I have had a level of sinus/chest infection since August 2012. Yep, 15 months of it. Much worsened by my ulnar nerve surgery back in January when lingering infection (probably Strep) tootled down into my chest and refused to move. I had a little respite over the summer but it transpires it never quite went, hence the long term cough and snotty nose, plus the feeling of there being gunk in my throat all the time – a feeling that made me crave acidic fizzy (and probably teeth rotting) fizzy drinks as it was the only thing that cut through it. Sales of Pepsi Max must have increased.
With a bit of research *gross alert* I’ve discovered that the gunk, snot and normal nose related stuff isn’t draining through my sinuses properly because the connective tissue that makes them just isn’t up to the job. Some of the gunk drops into my throat (this is called a post-nasal drip) and then trickles into my chest, making that infected. The rest of it pools in my sinuses – the connective tissue just stretching to accommodate it rather than pushing it through. The bacteria in the snot think ‘wooohooooo’ party place and settle in for the duration and then refuse to go home. Urgh.
So far this autumn I’ve ended up with Staphylococcus Aurea (that’s the SA bit of MRSA, but I didn’t have the MR bit) which, despite 5 weeks of double strength, lab targeted antibiotics went and hid in a corner rather than being blitzed to kingdom come. Within 3 days of coming off those antibiotics, the headaches were back, my face was tender and the pain was beginning to increase. I sounded bunged up – although that seems to be situation normal.

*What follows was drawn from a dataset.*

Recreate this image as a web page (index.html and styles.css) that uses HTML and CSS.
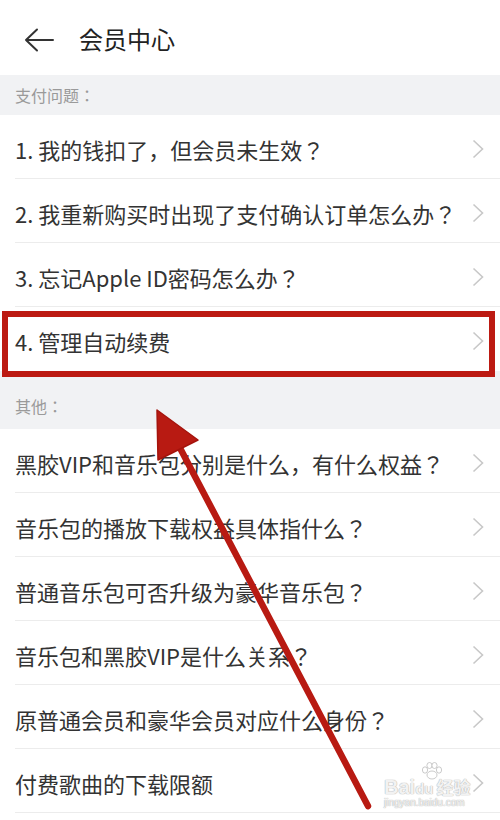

By last week the infection was well and truly set in. I don’t run a temperature, I shiver a bit but that’s normal. What happens is that I lose the plot, badly. I was confused, struggling to string a sentence together, had the shortest fuse possible and was getting lost in conversation. I was ready to burst into tears at any opportunity and the reality of being out with other people around me (normal things like Sainsburys and going to the zoo) was enough to send my pulse racing and my ‘fight or flight’ adrenaline response veering heavily towards the flight. Except you can’t when you’ve got a trolley full of shopping and a small boy in tow. Claustrophobic, agoraphobic, suffering from poor judgement, having almost no spacial awareness and feeling distressingly out of control – but no temperature.
I was exhausted but couldn’t sleep – the pain in my head and face was exacerbated by lying down. Regular doses of Tramadol didn’t touch the sides. Walking hurt – every footstep jarred through my face like skewers. Sinusitis is no fun.

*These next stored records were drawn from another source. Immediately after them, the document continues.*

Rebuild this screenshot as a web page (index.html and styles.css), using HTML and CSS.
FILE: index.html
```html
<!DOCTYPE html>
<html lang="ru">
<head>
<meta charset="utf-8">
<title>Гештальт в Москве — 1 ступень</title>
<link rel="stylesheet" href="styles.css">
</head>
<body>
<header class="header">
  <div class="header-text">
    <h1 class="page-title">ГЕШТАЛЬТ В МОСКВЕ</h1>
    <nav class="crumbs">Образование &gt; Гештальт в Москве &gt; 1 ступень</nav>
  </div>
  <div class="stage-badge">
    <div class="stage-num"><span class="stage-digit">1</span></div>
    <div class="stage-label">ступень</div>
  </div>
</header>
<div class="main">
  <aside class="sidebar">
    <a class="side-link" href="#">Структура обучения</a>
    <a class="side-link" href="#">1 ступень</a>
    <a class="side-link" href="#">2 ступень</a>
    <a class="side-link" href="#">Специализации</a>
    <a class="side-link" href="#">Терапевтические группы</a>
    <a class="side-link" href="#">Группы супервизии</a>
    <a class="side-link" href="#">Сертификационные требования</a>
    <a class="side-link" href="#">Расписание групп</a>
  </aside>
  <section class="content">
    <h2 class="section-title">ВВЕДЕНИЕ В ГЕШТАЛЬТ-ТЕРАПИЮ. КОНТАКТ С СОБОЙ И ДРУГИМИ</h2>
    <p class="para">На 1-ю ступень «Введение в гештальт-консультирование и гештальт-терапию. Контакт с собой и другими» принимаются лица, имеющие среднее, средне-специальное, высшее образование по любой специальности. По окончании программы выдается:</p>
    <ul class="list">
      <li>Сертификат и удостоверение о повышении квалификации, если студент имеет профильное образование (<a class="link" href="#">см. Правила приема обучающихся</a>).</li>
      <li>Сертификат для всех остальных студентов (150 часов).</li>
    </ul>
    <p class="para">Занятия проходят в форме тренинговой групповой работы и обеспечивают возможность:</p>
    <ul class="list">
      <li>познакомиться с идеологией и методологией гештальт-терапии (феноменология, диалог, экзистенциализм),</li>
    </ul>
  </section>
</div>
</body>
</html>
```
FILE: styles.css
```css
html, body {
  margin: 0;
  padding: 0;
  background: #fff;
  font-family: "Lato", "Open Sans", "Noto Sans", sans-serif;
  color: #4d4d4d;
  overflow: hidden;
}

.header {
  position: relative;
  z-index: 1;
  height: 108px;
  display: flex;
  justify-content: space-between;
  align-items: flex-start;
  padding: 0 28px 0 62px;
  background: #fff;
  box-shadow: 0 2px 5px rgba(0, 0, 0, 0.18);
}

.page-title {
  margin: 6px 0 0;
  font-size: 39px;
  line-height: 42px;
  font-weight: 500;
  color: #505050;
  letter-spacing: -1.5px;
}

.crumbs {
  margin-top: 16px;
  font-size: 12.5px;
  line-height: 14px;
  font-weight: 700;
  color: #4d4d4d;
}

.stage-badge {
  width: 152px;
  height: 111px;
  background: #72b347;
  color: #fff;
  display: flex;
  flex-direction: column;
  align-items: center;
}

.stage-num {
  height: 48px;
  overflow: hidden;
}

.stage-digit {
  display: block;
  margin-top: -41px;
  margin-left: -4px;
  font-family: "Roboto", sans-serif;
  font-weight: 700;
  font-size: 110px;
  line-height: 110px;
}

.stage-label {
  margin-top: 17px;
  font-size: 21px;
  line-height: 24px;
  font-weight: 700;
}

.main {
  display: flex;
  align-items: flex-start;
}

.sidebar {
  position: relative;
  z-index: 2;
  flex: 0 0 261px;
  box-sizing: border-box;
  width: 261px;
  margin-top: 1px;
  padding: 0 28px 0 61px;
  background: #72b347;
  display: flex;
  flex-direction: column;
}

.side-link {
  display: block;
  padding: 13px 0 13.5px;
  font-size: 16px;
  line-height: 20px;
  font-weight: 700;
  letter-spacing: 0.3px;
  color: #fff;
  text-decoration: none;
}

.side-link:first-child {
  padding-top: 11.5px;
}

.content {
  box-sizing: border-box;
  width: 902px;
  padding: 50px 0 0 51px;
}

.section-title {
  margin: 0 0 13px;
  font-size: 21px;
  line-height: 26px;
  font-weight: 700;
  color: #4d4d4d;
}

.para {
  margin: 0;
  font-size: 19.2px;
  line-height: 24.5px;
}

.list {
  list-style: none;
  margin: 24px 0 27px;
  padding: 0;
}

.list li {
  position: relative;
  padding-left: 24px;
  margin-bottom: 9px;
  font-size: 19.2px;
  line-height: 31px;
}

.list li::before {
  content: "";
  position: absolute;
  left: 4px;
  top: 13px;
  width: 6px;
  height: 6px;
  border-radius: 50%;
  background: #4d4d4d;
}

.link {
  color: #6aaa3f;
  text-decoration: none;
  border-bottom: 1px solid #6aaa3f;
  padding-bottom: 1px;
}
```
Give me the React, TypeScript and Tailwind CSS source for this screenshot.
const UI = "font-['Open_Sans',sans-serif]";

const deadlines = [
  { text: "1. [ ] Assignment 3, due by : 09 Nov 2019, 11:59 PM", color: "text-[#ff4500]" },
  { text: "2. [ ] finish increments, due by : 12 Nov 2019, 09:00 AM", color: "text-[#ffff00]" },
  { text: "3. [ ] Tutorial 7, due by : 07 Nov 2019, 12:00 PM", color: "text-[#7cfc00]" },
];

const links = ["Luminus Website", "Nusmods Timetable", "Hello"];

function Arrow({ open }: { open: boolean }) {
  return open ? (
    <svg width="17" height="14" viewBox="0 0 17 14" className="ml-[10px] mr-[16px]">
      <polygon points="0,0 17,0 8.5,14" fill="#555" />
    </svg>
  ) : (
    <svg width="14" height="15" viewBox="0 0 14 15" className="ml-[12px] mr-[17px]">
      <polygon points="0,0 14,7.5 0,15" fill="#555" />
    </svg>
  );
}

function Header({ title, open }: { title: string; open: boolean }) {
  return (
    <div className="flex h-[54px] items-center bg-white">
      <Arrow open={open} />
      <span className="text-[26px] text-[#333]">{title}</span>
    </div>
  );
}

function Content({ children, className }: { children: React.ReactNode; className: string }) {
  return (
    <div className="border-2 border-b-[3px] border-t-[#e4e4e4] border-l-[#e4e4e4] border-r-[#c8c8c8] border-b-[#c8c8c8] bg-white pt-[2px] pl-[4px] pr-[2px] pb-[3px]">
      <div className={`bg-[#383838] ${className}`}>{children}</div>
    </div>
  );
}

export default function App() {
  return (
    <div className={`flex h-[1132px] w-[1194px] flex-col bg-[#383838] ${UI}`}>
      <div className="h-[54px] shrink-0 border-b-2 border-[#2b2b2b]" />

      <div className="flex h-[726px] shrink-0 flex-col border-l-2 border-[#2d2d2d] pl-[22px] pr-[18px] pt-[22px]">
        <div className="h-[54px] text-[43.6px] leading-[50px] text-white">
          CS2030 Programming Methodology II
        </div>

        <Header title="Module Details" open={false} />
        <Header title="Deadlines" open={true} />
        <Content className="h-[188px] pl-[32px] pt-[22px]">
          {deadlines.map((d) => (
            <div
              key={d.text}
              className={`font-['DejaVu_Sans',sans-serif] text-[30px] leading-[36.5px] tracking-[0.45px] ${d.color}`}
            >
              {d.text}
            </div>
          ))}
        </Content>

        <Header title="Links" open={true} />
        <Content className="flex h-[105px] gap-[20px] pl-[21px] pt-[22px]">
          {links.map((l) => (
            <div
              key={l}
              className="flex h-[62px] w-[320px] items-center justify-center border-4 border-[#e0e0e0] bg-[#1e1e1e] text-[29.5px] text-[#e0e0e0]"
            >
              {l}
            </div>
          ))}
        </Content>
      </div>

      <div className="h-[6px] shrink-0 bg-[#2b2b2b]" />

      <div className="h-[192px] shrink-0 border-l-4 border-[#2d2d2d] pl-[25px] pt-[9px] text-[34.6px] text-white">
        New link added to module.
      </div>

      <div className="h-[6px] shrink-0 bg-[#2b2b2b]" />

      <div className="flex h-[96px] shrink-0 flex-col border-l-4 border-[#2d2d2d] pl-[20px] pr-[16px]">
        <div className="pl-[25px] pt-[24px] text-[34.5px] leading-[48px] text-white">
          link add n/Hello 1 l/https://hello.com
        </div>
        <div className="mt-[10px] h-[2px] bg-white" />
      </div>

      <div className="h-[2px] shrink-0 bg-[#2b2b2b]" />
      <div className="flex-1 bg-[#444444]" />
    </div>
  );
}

Having researched further, it seems that people with EDS are more prone to sinusitis for the reasons I mentioned above. It also seems that the only way to shift it is to have long doses of strong antibiotics. By long I mean around 20 days, not just the 6 or 7 that would deal with it in people without the syndrome. I’ve also realised I need to catch it early – as far as I’m aware, current NICE prescribing guidelines recommend that people suffer the symptoms of sinusitis for 2-3 weeks before antibiotics are given as the viral infection can take that long to clear, especially after a cold. I’m going to have to be a rebel (thankfully my GP is up for this!) and get the treatment in as soon as I can – because I can’t keep going through the winter like this.
I’m now 3 days into the Clarithromycin (500mg twice a day for 4 weeks – ‘normal’ dose would be 250mg twice daily for 6-10 days so the leaflet tells me) – it gives me a strange metallic taste in my mouth but the pain is easing – it’s not bad enough to bring tears to my eyes or make me feel sick. I so hope it works – there’s a lot of autumn I want to photograph.